Your goal:
Below are records; count the lines that contain "this" and give only the total.

Records shown:
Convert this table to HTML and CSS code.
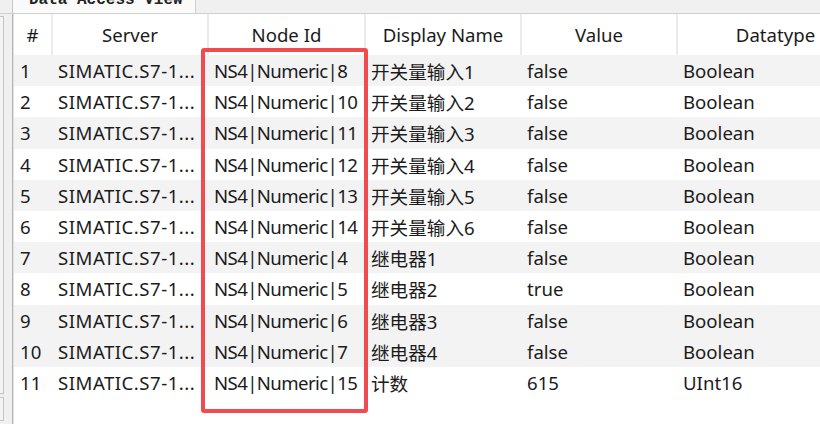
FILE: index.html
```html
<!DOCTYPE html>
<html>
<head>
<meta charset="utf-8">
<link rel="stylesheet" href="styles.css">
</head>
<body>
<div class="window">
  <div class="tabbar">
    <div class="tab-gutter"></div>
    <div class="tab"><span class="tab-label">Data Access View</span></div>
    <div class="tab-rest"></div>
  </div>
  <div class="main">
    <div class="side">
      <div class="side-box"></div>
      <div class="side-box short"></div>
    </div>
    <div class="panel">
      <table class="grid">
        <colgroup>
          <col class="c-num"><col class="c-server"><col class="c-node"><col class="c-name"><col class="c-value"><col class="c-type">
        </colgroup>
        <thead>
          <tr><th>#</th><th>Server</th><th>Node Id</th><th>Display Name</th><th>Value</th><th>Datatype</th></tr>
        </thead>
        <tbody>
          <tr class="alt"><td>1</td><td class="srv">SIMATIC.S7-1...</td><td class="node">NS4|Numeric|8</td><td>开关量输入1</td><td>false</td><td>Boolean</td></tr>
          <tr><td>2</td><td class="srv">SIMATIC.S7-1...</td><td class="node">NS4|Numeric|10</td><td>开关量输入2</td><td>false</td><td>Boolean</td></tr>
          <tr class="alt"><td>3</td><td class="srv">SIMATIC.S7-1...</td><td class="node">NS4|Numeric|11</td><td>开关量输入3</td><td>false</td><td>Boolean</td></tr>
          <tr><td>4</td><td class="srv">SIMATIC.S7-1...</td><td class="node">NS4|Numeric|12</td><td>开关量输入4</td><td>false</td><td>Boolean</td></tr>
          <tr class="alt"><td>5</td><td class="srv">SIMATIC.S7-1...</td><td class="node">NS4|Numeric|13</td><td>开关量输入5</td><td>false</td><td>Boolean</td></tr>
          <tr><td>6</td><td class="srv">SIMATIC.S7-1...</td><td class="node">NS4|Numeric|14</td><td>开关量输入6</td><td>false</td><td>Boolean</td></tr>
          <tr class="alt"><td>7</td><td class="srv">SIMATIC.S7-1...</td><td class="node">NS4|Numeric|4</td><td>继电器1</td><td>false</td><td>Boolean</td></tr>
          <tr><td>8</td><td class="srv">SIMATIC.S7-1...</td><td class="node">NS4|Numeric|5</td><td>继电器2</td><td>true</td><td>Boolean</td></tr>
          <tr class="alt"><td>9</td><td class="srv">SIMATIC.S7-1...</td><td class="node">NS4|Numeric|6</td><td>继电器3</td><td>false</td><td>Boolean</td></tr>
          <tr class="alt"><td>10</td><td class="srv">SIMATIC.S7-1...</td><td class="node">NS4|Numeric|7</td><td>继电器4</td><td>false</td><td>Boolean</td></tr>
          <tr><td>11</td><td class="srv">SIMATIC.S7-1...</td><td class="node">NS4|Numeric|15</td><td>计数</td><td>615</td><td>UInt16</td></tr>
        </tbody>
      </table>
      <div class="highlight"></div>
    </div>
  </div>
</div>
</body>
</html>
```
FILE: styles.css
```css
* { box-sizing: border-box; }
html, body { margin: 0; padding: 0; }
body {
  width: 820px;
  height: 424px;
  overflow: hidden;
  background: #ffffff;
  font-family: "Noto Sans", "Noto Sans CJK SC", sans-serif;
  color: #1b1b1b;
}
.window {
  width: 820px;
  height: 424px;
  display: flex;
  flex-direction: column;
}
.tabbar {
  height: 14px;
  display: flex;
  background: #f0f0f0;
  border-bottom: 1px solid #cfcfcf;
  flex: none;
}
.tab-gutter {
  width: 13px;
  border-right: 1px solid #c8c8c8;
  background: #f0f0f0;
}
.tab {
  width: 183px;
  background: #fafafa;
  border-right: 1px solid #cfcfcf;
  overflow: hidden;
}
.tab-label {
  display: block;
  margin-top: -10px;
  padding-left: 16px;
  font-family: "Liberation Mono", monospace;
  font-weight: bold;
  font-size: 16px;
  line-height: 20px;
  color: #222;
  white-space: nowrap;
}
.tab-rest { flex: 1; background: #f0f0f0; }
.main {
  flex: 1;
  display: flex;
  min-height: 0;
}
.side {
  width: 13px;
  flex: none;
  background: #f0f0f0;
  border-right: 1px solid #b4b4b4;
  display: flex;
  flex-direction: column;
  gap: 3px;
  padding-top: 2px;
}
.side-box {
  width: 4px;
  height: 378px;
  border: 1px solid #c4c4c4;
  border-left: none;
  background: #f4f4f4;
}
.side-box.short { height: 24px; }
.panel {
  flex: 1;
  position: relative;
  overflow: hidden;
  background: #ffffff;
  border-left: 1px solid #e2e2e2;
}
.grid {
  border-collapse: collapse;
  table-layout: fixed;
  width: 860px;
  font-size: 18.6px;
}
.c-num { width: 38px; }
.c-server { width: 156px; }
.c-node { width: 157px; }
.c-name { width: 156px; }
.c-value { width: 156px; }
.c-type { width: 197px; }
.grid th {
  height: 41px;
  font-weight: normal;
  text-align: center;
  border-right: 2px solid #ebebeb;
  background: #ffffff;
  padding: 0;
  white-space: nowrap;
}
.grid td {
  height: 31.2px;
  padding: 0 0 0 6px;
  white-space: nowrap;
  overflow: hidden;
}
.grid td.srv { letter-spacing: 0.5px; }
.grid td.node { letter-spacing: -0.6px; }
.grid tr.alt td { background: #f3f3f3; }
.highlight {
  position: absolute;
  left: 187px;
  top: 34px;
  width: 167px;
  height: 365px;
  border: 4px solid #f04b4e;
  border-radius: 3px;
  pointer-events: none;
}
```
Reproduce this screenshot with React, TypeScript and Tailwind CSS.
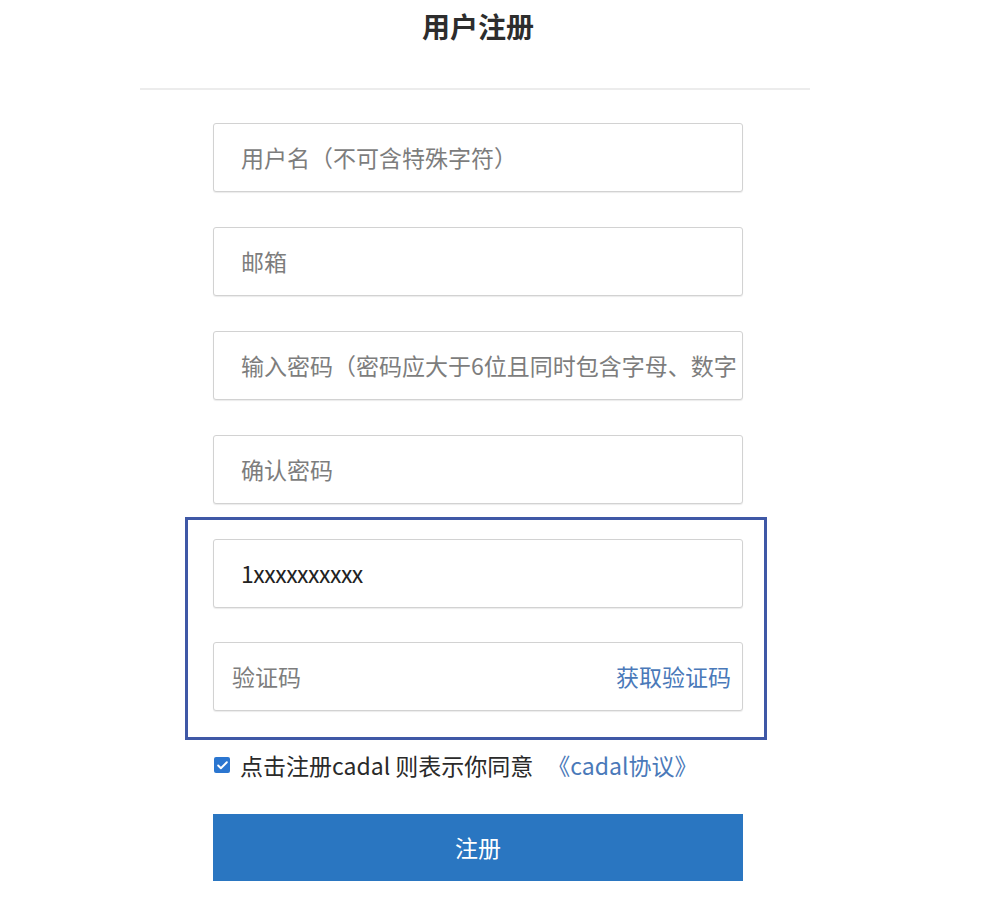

Answer to the task:
2